Светлый фон

Была вторая половина дня, и Адам собирался куда-то поехать, когда зазвонил телефон, и в трубке раздался взволнованный Надин голос:

— Адам, Адам! Ты дома? Я должна к тебе заехать и отдать ключи.

— Ключи? Что случилось? Я могу сам приехать, если…

— Нет, нет, Адам! — остановила она. — Я на такси, через две минуты.

Он встретил такси внизу, Надя не хотела выйти из машины: она везла сына в больницу. Он лежал — белокурый, с ангельским личиком мальчуган пяти-шести лет, бледный до зелени, и голубые глаза его то и дело страдальчески прикрывались.

— Упал, — торопясь, доставая из сумки ключи, говорила Надя. — У него сотрясение: была рвота, его все время тошнит.

— Врач смотрел?

— Нет. Это было с четверть часа назад. Мне позвонила няня — он гулял с группой, и я тут же поехала.

Надя протягивала Адаму ключи, но он покачал головой и решительно открыл заднюю дверцу.

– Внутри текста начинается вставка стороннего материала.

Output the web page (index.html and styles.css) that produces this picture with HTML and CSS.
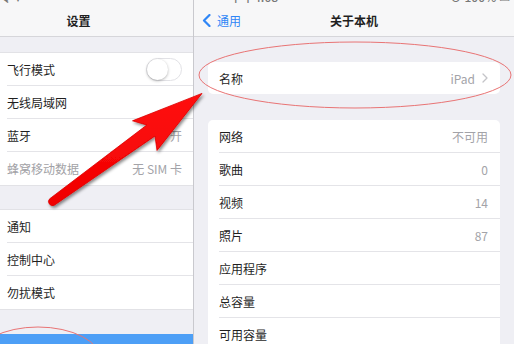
FILE: index.html
```html
<!DOCTYPE html>
<html lang="zh-CN">
<head>
    <meta charset="UTF-8">
    <meta name="viewport" content="width=device-width, initial-scale=1.0">
    <title>关于本机</title>
    <link rel="stylesheet" href="styles.css">
</head>
<body>
    <div class="screen">
        <!-- Settings sidebar -->
        <div class="sidebar">
            <div class="topbar">
                <div class="status"><span class="status-left">令 ▾</span></div>
                <div class="title">设置</div>
            </div>

            <div class="group first">
                <div class="row"><div class="row-inner"><span>飞行模式</span><span class="toggle"><span class="knob"></span></span></div></div>
                <div class="row"><div class="row-inner"><span>无线局域网</span></div></div>
                <div class="row"><div class="row-inner"><span>蓝牙</span><span class="value">开</span></div></div>
                <div class="row"><div class="row-inner last"><span class="muted">蜂窝移动数据</span><span class="value">无 SIM 卡</span></div></div>
            </div>

            <div class="group">
                <div class="row"><div class="row-inner"><span>通知</span></div></div>
                <div class="row"><div class="row-inner"><span>控制中心</span></div></div>
                <div class="row"><div class="row-inner last"><span>勿扰模式</span></div></div>
            </div>

            <div class="selected-row"></div>
        </div>

        <!-- Detail pane -->
        <div class="detail">
            <div class="topbar">
                <div class="status"><span class="status-time">下午4:08</span><span class="status-right">⊙ 100% ▭</span></div>
                <div class="title-row">
                    <span class="back">
                        <svg width="9" height="13" viewBox="0 0 9 13"><path d="M7.5 1 L2 6.5 L7.5 12" fill="none" stroke="#2f86f6" stroke-width="2.2" stroke-linecap="round" stroke-linejoin="round"/></svg>
                        通用
                    </span>
                    <span class="title">关于本机</span>
                </div>
            </div>

            <div class="card name-card">
                <div class="item"><div class="item-inner last">
                    <span>名称</span>
                    <span class="value">iPad
                        <svg class="chevron" width="6" height="10" viewBox="0 0 6 10"><path d="M1 1 L5 5 L1 9" fill="none" stroke="#c4c4c8" stroke-width="1.3" stroke-linecap="round" stroke-linejoin="round"/></svg>
                    </span>
                </div></div>
            </div>

            <div class="card info-card">
                <div class="item"><div class="item-inner"><span>网络</span><span class="value">不可用</span></div></div>
                <div class="item"><div class="item-inner"><span>歌曲</span><span class="value">0</span></div></div>
                <div class="item"><div class="item-inner"><span>视频</span><span class="value">14</span></div></div>
                <div class="item"><div class="item-inner"><span>照片</span><span class="value">87</span></div></div>
                <div class="item"><div class="item-inner"><span>应用程序</span><span class="value"></span></div></div>
                <div class="item"><div class="item-inner"><span>总容量</span><span class="value"></span></div></div>
                <div class="item"><div class="item-inner last"><span>可用容量</span><span class="value"></span></div></div>
            </div>
        </div>

        <!-- Annotation drawn over the screenshot -->
        <svg class="markup" width="514" height="344" viewBox="0 0 514 344">
            <defs>
                <filter id="shade" x="-10%" y="-10%" width="120%" height="130%">
                    <feDropShadow dx="1.5" dy="2" stdDeviation="1.6" flood-color="#000" flood-opacity="0.45"/>
                </filter>
                <linearGradient id="red" x1="0" y1="0" x2="0" y2="1">
                    <stop offset="0" stop-color="#ff1010"/>
                    <stop offset="1" stop-color="#f00000"/>
                </linearGradient>
            </defs>
            <ellipse cx="355" cy="75" rx="156" ry="33" fill="none" stroke="#e97474" stroke-width="1"/>
            <ellipse cx="38" cy="360" rx="63" ry="33" fill="none" stroke="#e97474" stroke-width="1"/>
            <path d="M49.7 198.8 L146.8 125 L132.5 120.8 L202 93.4 L157 150.5 L155 136 L54.3 205.2 A4 4 0 0 1 49.7 198.8 Z"
                  fill="url(#red)" stroke="#dc0000" stroke-width="0.8" stroke-linejoin="round" filter="url(#shade)"/>
        </svg>
    </div>
</body>
</html>
```

FILE: styles.css
```css
body {
    margin: 0;
    font-family: "Noto Sans CJK SC", "Noto Sans", sans-serif;
    font-size: 12px;
    color: #1f1f1f;
    background-color: #efeff4;
}

.screen {
    position: relative;
    width: 514px;
    height: 344px;
    overflow: hidden;
    display: flex;
}

/* top bars */
.topbar {
    height: 36px;
    background-color: #f7f7f8;
    border-bottom: 1px solid #d6d6da;
}

.status {
    height: 5px;
    overflow: hidden;
    position: relative;
    font-size: 12px;
    font-weight: 500;
    color: #777;
    line-height: 14px;
}

.status span {
    display: block;
    margin-top: -10px;
}

.status-time {
    position: absolute;
    left: 36px;
    top: 0;
}

.status-right {
    position: absolute;
    right: 4px;
    top: 0;
}

.title {
    text-align: center;
    line-height: 31px;
    font-weight: 600;
    font-size: 12px;
}

/* sidebar */
.sidebar {
    width: 193px;
    flex-shrink: 0;
    border-right: 1px solid #c9c9ce;
    background-color: #efeff4;
}

.sidebar .title {
    padding-right: 36px;
}

.group {
    background-color: #fff;
    margin-top: 25px;
    box-shadow: 0 -1px 0 #e2e2e6, 0 1px 0 #e2e2e6;
}

.group.first {
    margin-top: 16px;
}

.row {
    padding-left: 7px;
}

.row-inner {
    height: 32px;
    border-bottom: 1px solid #e4e4e8;
    display: flex;
    align-items: center;
    justify-content: space-between;
    padding-right: 11px;
}

.row-inner.last {
    height: 33px;
    border-bottom: none;
}

.muted {
    color: #a2a2a6;
}

.value {
    color: #a3a3a8;
    display: flex;
    align-items: center;
    gap: 7px;
}

.toggle {
    width: 34px;
    height: 21px;
    border: 1px solid #e2e2e6;
    border-radius: 12px;
    background-color: #fff;
    position: relative;
}

.knob {
    position: absolute;
    left: 0;
    top: 0;
    width: 21px;
    height: 21px;
    border-radius: 50%;
    background-color: #fff;
    box-shadow: 0 1px 3px rgba(0, 0, 0, 0.3);
}

.selected-row {
    margin-top: 25px;
    height: 40px;
    background-color: #4d9ff6;
}

/* detail pane */
.detail {
    flex: 1;
    background-color: #efeff4;
}

.title-row {
    position: relative;
    height: 31px;
    display: flex;
    align-items: center;
    justify-content: center;
}

.back {
    position: absolute;
    left: 8px;
    top: 0;
    line-height: 31px;
    color: #2f86f6;
    display: flex;
    align-items: center;
    gap: 6px;
}

.card {
    background-color: #fff;
    margin: 0 14px;
    border-radius: 5px;
}

.name-card {
    margin-top: 25px;
}

.info-card {
    margin-top: 26px;
}

.item {
    padding-left: 11px;
}

.item-inner {
    height: 32px;
    border-bottom: 1px solid #e4e4e8;
    display: flex;
    align-items: center;
    justify-content: space-between;
    padding-right: 12px;
}

.item-inner.last {
    height: 32px;
    border-bottom: none;
}

.chevron {
    display: block;
}

.markup {
    position: absolute;
    left: 0;
    top: 0;
    pointer-events: none;
}
```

— Мы положим его у меня и вызовем врача, — твердо сказал он и, не дожидаясь согласия Нади, обратился к малышу. — А ну-ка, приятель, давай мы возьмем тебя…

Мальчик обнял его за шею и спокойно лежал на руках у Адама, пока он не внес его в свою спальню и не положил на постель. Вскоре приехал врач, сказавший, что если не будет повторной рвоты, то все обойдется. Но мальчик нуждался в полном покое, и в ответ на робкий вопрос Нади, можно ли его перевезти домой, врач состроил недовольную гримасу. «Завтра к вечеру зайду, тогда решим», — сказал он.

— Почему другой доктор, мама? — спросил мальчик, когда врач ушел.

— Теперь у нас будет новый доктор, милый! — ответила ему Надя.

— Почему? — повторил мальчик и заплакал. Она его утешала. Ребенок, всхлипывая и вздыхая, стал засыпать. Адам и Надя сидели подле него до сумерек, позже ужинали, а близко к полуночи оба легли рядом с мальчиком, и Надя, что-то шепча, прижалась к Адаму.

От последствий падения мальчик вскоре полностью оправился, но отдавать его снова в сад врач пока не советовал. Днем мальчик оставался в ателье у Адама, что-то клеил или строил, смотрел, как художник работает, а то спускался во двор и играл там в прохладной тени. В часы обеда приезжала Надя. Адам купался в непривычно тихом счастье, но не слишком доверял себе, подозревая, что не готов к нему, не приспособлен, стар и слишком эгоистичен, чтоб воспринять пришедшее благо как нечто реальное и устойчивое. Он постоянно ждал, что все вновь переменится, а может, и желал того. Он ощущал, что ему хорошо, но в то же время жил со стесняющим чувством, будто в том, что с ним происходит, наличествует обман. Правда, Адам не мог сказать себе, в чем этот обман заключается. То, что он чувствовал, легче всего выражалось в недоумении, с которым задавался он такими, приблизительно, вопросами: если нынешняя жизнь действительно хороша для меня, то не следует ли все предыдущее посчитать пустейшей, дурацкой ложью; а если прошлое не ложно и прожитое вполне привлекательно — а оно, как он понимал, таковым и было, — то не выглядело разве чем-то обманным нынешнее его положение, столь не похожее на всю его прежнюю жизнь?